The autonomous delivery robots are taking to the streets of UK town of Sale, in Greater Manchester this week as Starship Technologies announces a new partnership with Trafford Council and Co-op.
The service will initially be available to 24,000 residents across 10,500 households - orders are made via Starship’s widely available food delivery app.
“We are very pleased to offer the benefits of autonomous delivery to thousands of residents in Greater Manchester from today and continue our expansion in the north of England. The robots provide ease and convenience for people, while also making a positive contribution to reducing congestion and carbon emissions," said Andrew Curtis, UK Operations Manager at Starship Technologies.
"We are confident that the service will be well received and look forward to a long-standing relationship with Trafford Council to hopefully roll the service out further in the months ahead,” he adds.
Greater Manchester marks the ninth location for Starship in the UK, it all started with Milton Keynes nearly five years ago and now can also be found in cities in US, Estonia, Germany and Denmark.
Starship Technologies was founded by Janus Friis and Ahti Heinla in 2014 and has raised a total of $197.7 million over six rounds. The company's latest funding, a Series B round was announced in early 2022.
It has a rather appealing delivery fee which starts at 99p in the UK.
These battery-powered workers, travel at the speed of a pedestrian, and using a combination of sensors, artificial intelligence, and machine learning they are able to navigate the footpaths of their neighbourhood. The robots have safely completed more than four million deliveries around the world - undertaking 140,000 road crossings every day.
“We're actually just getting started - we are already lower cost than delivery by courier – that is a big milestone that we reached in the last five years - economics in logistics is everything,” says Ahti Heinla, co-founder and CTO of Starship Technologies.
They are an impressive sight when navigate the snowy pavements of Tallinn, Estonia, which is their birth place, home to Starship’s R&D facility.
Next month will mark five years of commercial operations for Starship Technologies as Heinla reflects on what Starship has learned along the route.
“The biggest challenge I think we have had is how to grow quicker - how to accelerate our rate of expansion. We need to make more robots, we need to make the service more scalable so that they can operate on a larger scale,” Heinla says.

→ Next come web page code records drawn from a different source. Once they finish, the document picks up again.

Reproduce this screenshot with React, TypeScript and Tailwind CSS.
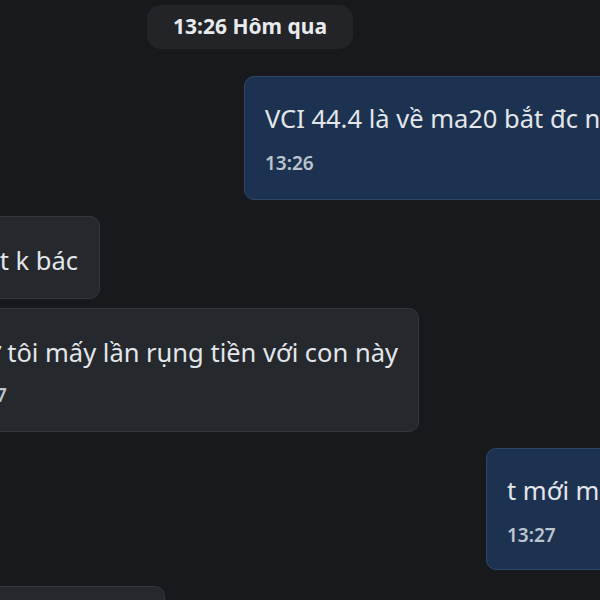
export default function App() {
  const font = { fontFamily: '"Noto Sans", "Segoe UI", sans-serif' };
  return (
    <div
      className="w-[600px] h-[600px] overflow-hidden bg-[#17191d] flex flex-col text-[#e3e6ea]"
      style={font}
    >
      <div className="mt-[5px] ml-[147px] shrink-0 w-[206px] h-[44px] rounded-[14px] bg-[#222428] flex items-center justify-center text-[21px] font-bold text-[#e8eaed]">
        13:26 Hôm qua
      </div>

      <div className="mt-[27px] ml-[244px] shrink-0 w-[420px] h-[124px] rounded-[10px] bg-[#1d3250] border border-[#2e4766] pl-[20px] pt-[24px]">
        <div className="text-[25.5px] leading-[34px] whitespace-nowrap">VCI 44.4 là về ma20 bắt đc nhiều</div>
        <div className="mt-[15px] text-[19px] leading-[26px] font-semibold text-[#bcc4ce]">13:26</div>
      </div>

      <div className="mt-[16px] w-[100px] flex justify-end shrink-0">
        <div className="shrink-0 h-[83px] rounded-[10px] bg-[#25282d] border border-[#33363c] pr-[21px] pt-[26px] whitespace-nowrap pl-[40px]">
          <div className="text-[25.5px] leading-[34px]">đc t k bác</div>
        </div>
      </div>

      <div className="mt-[9px] w-[419px] flex justify-end shrink-0">
        <div className="shrink-0 h-[124px] rounded-[10px] bg-[#25282d] border border-[#33363c] pr-[20px] pt-[26px] whitespace-nowrap pl-[20px] flex flex-col items-start">
          <div className="text-[25.5px] leading-[34px]">Như tôi mấy lần rụng tiền với con này</div>
          <div className="mt-[13px] ml-[10px] text-[19px] leading-[26px] font-semibold text-[#bcc4ce]">13:27</div>
        </div>
      </div>

      <div className="mt-[16px] ml-[486px] shrink-0 w-[300px] h-[122px] rounded-[10px] bg-[#1d3250] border border-[#2e4766] pl-[20px] pt-[24px]">
        <div className="text-[25.5px] leading-[34px] whitespace-nowrap">t mới mua lại</div>
        <div className="mt-[15px] text-[19px] leading-[26px] font-semibold text-[#bcc4ce]">13:27</div>
      </div>

      <div className="mt-[16px] w-[165px] flex justify-end shrink-0">
        <div className="shrink-0 w-[300px] h-[80px] rounded-[10px] bg-[#25282d] border border-[#33363c]" />
      </div>
    </div>
  );
}
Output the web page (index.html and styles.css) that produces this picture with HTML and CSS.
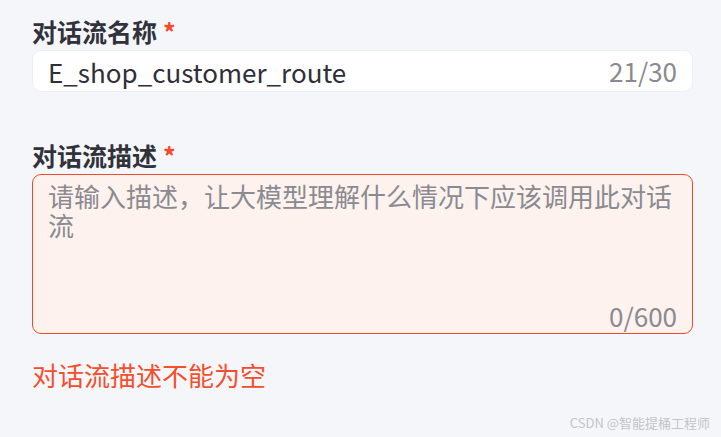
FILE: index.html
```html
<!DOCTYPE html>
<html lang="zh-CN">
<head>
    <meta charset="UTF-8">
    <title>对话流设置</title>
    <link rel="stylesheet" href="styles.css">
</head>
<body>
    <div class="flow-form">
        <div class="form-item">
            <label class="form-label" for="flow-name">对话流名称<span class="required">*</span></label>
            <div class="name-input">
                <input type="text" id="flow-name" value="E_shop_customer_route" maxlength="30">
                <span class="counter">21/30</span>
            </div>
        </div>

        <div class="form-item desc-item">
            <label class="form-label" for="flow-desc">对话流描述<span class="required">*</span></label>
            <div class="desc-box is-error">
                <textarea id="flow-desc" maxlength="600" placeholder="请输入描述，让大模型理解什么情况下应该调用此对话流"></textarea>
                <span class="counter desc-counter">0/600</span>
            </div>
            <div class="error-msg">对话流描述不能为空</div>
        </div>
    </div>

    <div class="watermark">CSDN @智能提桶工程师</div>
</body>
</html>
```

FILE: styles.css
```css
body {
    font-family: "Noto Sans CJK SC", "Noto Sans", sans-serif;
    background-color: #f5f6fa;
    color: #2b2b33;
    margin: 0;
    padding: 16px 28px 0 32px;
}

.form-label {
    display: block;
    font-size: 25px;
    font-weight: bold;
    line-height: 30px;
    color: #32323b;
    margin-bottom: 4px;
}

.required {
    color: #f54a2a;
    margin-left: 6px;
}

.name-input {
    display: flex;
    align-items: center;
    height: 42px;
    box-sizing: border-box;
    padding: 0 15px 0 15px;
    background-color: white;
    border: 1px solid #eceef3;
    border-radius: 9px;
}

.name-input input {
    flex: 1;
    min-width: 0;
    border: none;
    outline: none;
    background: transparent;
    padding: 0;
    font-family: inherit;
    font-size: 26px;
    color: #2f2f38;
}

.counter {
    font-size: 26px;
    line-height: 26px;
    color: #8a8a90;
}

.desc-item {
    margin-top: 48px;
}

.desc-box {
    display: flex;
    flex-direction: column;
    height: 160px;
    box-sizing: border-box;
    padding: 6px 15px 4px 15px;
    background-color: #fdf2ee;
    border: 1px solid #f04a2a;
    border-radius: 9px;
}

.desc-box textarea {
    flex: 1;
    border: none;
    outline: none;
    resize: none;
    background: transparent;
    padding: 0;
    font-family: inherit;
    font-size: 26px;
    line-height: 29px;
    color: #2f2f38;
}

.desc-box textarea::placeholder {
    color: #8a8a90;
}

.desc-counter {
    align-self: flex-end;
}

.error-msg {
    margin-top: 26px;
    font-size: 26px;
    line-height: 30px;
    color: #f44e2c;
}

.watermark {
    position: absolute;
    right: 11px;
    bottom: 5px;
    font-size: 13px;
    color: #c4c4c8;
}
```
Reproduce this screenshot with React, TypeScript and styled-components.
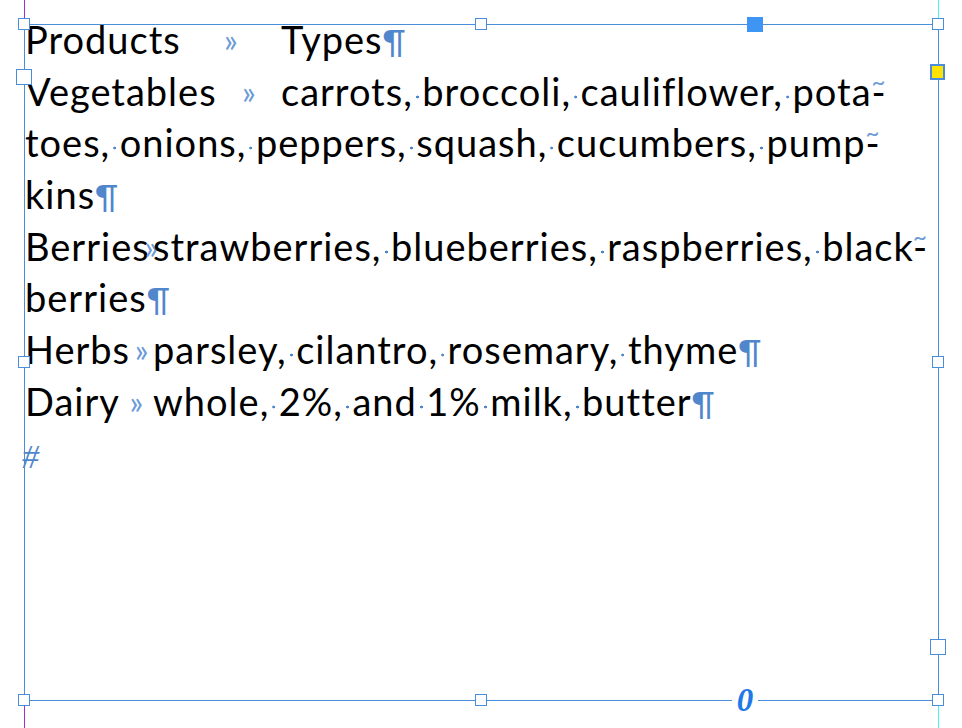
import React from "react";
import styled, { createGlobalStyle } from "styled-components";

const GlobalStyle = createGlobalStyle`
  html, body { margin: 0; padding: 0; background: #ffffff; }
  body { width: 962px; height: 728px; overflow: hidden; }
`;

const FRAME = "#4a8edb";
const HIDDEN = "#4f86cc";

const Stage = styled.div`
  position: relative;
  width: 962px;
  height: 728px;
  padding: 24px 0 0 24px;
  box-sizing: border-box;
  background: #fff;
`;

const Guide = styled.div<{ $x: number; $color: string }>`
  position: absolute;
  top: 0;
  bottom: 0;
  left: ${(p) => p.$x}px;
  width: 1px;
  background: ${(p) => p.$color};
`;

const Frame = styled.div`
  position: relative;
  width: 915px;
  height: 677px;
  box-sizing: border-box;
  border: 1px solid ${FRAME};
`;

const Handle = styled.div<{ $left: string; $top: string; $size?: number }>`
  position: absolute;
  left: ${(p) => p.$left};
  top: ${(p) => p.$top};
  width: ${(p) => p.$size ?? 12}px;
  height: ${(p) => p.$size ?? 12}px;
  box-sizing: border-box;
  border: 1.5px solid ${FRAME};
  background: #fff;
`;

const FilledHandle = styled.div`
  position: absolute;
  left: 722px;
  top: -8px;
  width: 16px;
  height: 15px;
  background: #3f95f4;
`;

const YellowHandle = styled.div`
  position: absolute;
  left: calc(100% - 8px);
  top: 39px;
  width: 15px;
  height: 16px;
  box-sizing: border-box;
  border: 2px solid ${FRAME};
  background: #ffe300;
`;

const Overflow = styled.div`
  position: absolute;
  left: 707px;
  top: calc(100% - 12px);
  width: 26px;
  height: 24px;
  background: #fff;
  display: flex;
  align-items: center;
  justify-content: center;
  font-family: "Liberation Serif", serif;
  font-style: italic;
  font-weight: bold;
  font-size: 33px;
  line-height: 24px;
  color: #1f7ae8;
`;

const Story = styled.div`
  margin-top: -11px;
  font-family: Lato, "Open Sans", sans-serif;
  font-size: 38px;
  letter-spacing: 1px;
  line-height: 51.7px;
  color: #000;
`;

const Line = styled.div`
  white-space: nowrap;
  height: 51.7px;
`;

const Lead = styled.span<{ $w: number }>`
  display: inline-flex;
  width: ${(p) => p.$w}px;
  vertical-align: baseline;
`;

const Label = styled.span`
  flex: none;
`;

const Tab = styled.span`
  flex: 1;
  display: inline-flex;
  justify-content: center;
  font-size: 32px;
  letter-spacing: 0;
  color: #6b9bd8;
  width: 0;
`;

const Space = styled.span`
  display: inline-block;
  width: 9.5px;
  height: 11px;
  background: radial-gradient(circle, #4f86cc 1.2px, transparent 1.7px) center top / 100% 4px no-repeat;
`;

const Pilcrow = styled.span`
  color: ${HIDDEN};
  font-size: 33px;
  letter-spacing: 0;
`;

const Hyphen = styled.span`
  position: relative;
  &::after {
    content: "~";
    position: absolute;
    left: 0;
    top: -13px;
    font-size: 24px;
    color: #6b9bd8;
  }
`;

const EndMark = styled.span`
  display: inline-block;
  margin-left: -3px;
  font-family: "Liberation Serif", serif;
  font-style: italic;
  font-size: 34px;
  color: ${HIDDEN};
`;

const Words: React.FC<{ text: string }> = ({ text }) => {
  const parts = text.split(" ");
  return (
    <>
      {parts.map((w, i) => (
        <React.Fragment key={i}>
          {i > 0 && <Space />}
          {w}
        </React.Fragment>
      ))}
    </>
  );
};

const Row: React.FC<{ label?: string; lead?: number; text: string; end: "pil" | "hy" | "none" }> = ({ label, lead, text, end }) => (
  <Line>
    {label !== undefined && (
      <Lead $w={lead ?? 0}>
        <Label>{label}</Label>
        <Tab>»</Tab>
      </Lead>
    )}
    <Words text={text} />
    {end === "pil" && <Pilcrow>¶</Pilcrow>}
    {end === "hy" && <Hyphen>-</Hyphen>}
  </Line>
);

export default function App() {
  return (
    <>
      <GlobalStyle />
      <Stage>
        <Guide $x={24} $color="#9b2fd6" />
        <Guide $x={938} $color="#43f3ef" />
        <Frame>
          <Story>
            <Row label="Products" lead={256} text="Types" end="pil" />
            <Row label="Vegetables" lead={256} text="carrots, broccoli, cauliflower, pota" end="hy" />
            <Row text="toes, onions, peppers, squash, cucumbers, pump" end="hy" />
            <Row text="kins" end="pil" />
            <Row label="Berries" lead={128} text="strawberries, blueberries, raspberries, black" end="hy" />
            <Row text="berries" end="pil" />
            <Row label="Herbs" lead={128} text="parsley, cilantro, rosemary, thyme" end="pil" />
            <Row label="Dairy" lead={128} text="whole, 2%, and 1% milk, butter" end="pil" />
            <Line>
              <EndMark>#</EndMark>
            </Line>
          </Story>
          <Handle $left="-7px" $top="-7px" />
          <Handle $left="calc(50% - 6.5px)" $top="-7px" />
          <Handle $left="calc(100% - 6px)" $top="-7px" />
          <Handle $left="-7px" $top="calc(50% - 6.5px)" />
          <Handle $left="calc(100% - 6px)" $top="calc(50% - 6.5px)" />
          <Handle $left="-7px" $top="calc(100% - 6px)" />
          <Handle $left="calc(50% - 6.5px)" $top="calc(100% - 6px)" />
          <Handle $left="calc(100% - 6px)" $top="calc(100% - 6px)" />
          <Handle $left="-9px" $top="44px" $size={16} />
          <Handle $left="calc(100% - 8px)" $top="614px" $size={16} />
          <FilledHandle />
          <YellowHandle />
          <Overflow>0</Overflow>
        </Frame>
      </Stage>
    </>
  );
}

“Developing autonomous logistics technology - is not actually something that happens easily. It's not like there was a whole ecosystem out there to provide services - we had to develop all of that ourselves."
Introducing a new technology to the public undoubtedly has its challenges but it certainly helps when you have them onboard from the start.
“One thing that has surprised us the most over time is how friendly people are towards the robots. It's really a different experience to receive a delivery from a delivery robot, rather than a human courier,” he says.
This is very true, how often have we all had those awkward deliveries where we don’t know which door they are arriving at? Or the tumbleweed of silence that drifts by when you attempt to make small talk as you try to retrieve your items without accidentally touching fingers?
“The robot has time for you. You always know exactly where the robot is, the robot is completely non-threatening, and completely neutral - there is only this positive emotion - it does say thank you. People like it a lot, that's something that we did not anticipate, to that extent when we started the company,” he explains.
Of course there is the rise of new delivery services on the horizon, our skies will increasingly be filled by the gentle (or not so) hum of delivery drones if legislation ever gets approved for commercial services. Will drone delivery have an impact on autonomous ground delivery services?
“I think autonomous logistics will be done with multiple different modes of transport, both on the ground and in the air,” he says. “When we were starting out people thought that it’s easier to transport things over the air with the drone – they do not need this complicated autonomous driving system that we would need on the ground, but we have solved the autonomous driving system, it already exists - I think we will have the upper hand going forward.”